At this point, the only difference between Reid’s ridiculous remarks and those of Sen. James Inhofe (R-Okla.) is that Reid is smart enough to know and acknowledge reality. Otherwise, the arguments are identical. In this sense, the Majority Leader’s nonsense is considerably worse, and far more insulting.

Republicans make demonstrably stupid arguments suggesting the US military is incapable of keeping a couple hundred bad guys locked up and, right on cue, Democrats quake in fear.

What a bunch of losers.

Obama does good: Greenhouse gas edition

May 19th, 2009 by Steve

“Obama does good” will be a new semi-regular feature here at The Last Chance Democracy Café. Our reason is a simple one. It’s becoming increasingly clear that we’re going to have to spend a lot of our time here, not attacking conservatives as we enjoy, but slamming our new Democratic presidential heartthrob over things like his backpedaling on military tribunals. It seems worthwhile to take the opportunity, from time to time, to remind ourselves where warranted that, the disappointments notwithstanding, President Obama actually is doing some very good progressive things.
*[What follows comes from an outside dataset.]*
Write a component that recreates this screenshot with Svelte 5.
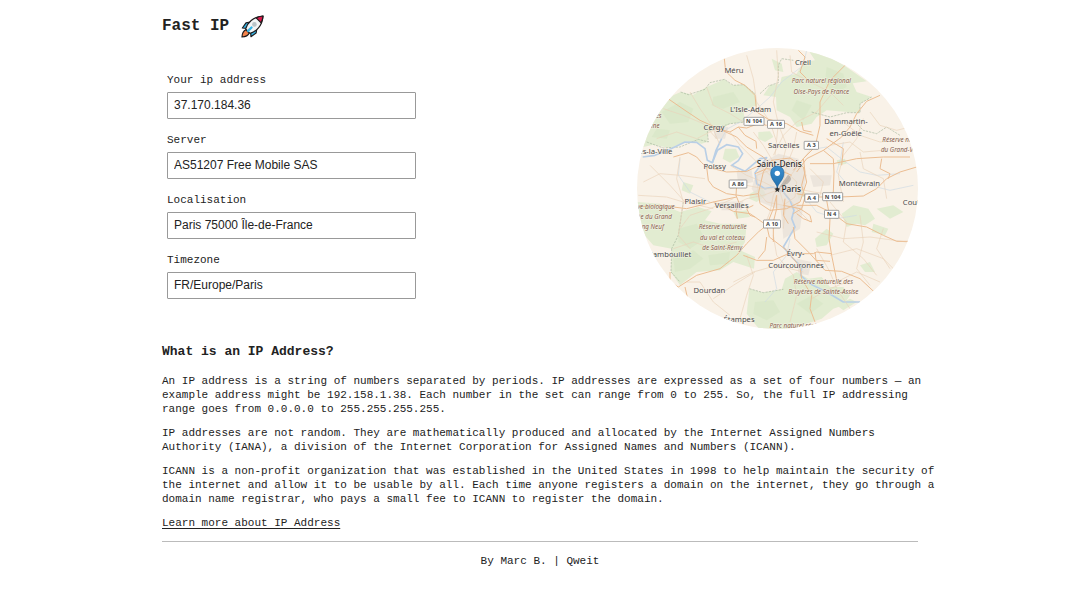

Today, for example, he announced some very encouraging action on greenhouse gas emissions.

(Washington Post) Obama Announces First Nationwide Regulation of Greenhouse Gases

President Obama today proposed tough standards for tailpipe emissions from new automobiles, establishing the first nationwide regulation for greenhouse gases.

The proposal also raises fuel efficiency targets to 35.5 miles per gallon for new passenger vehicles and light trucks by 2016, four years earlier than required under the 2007 energy bill.

The president praised automakers, unions and political leaders for forging what he called a “historic agreement to help America break its dependence on oil, reduce harmful pollution and begin the transition to a clean-energy economy.”

Very good news. Let’s hope he doesn’t backpedal on this one too.

Yikes! This looking on the positive side business isn’t as easy as it sounds.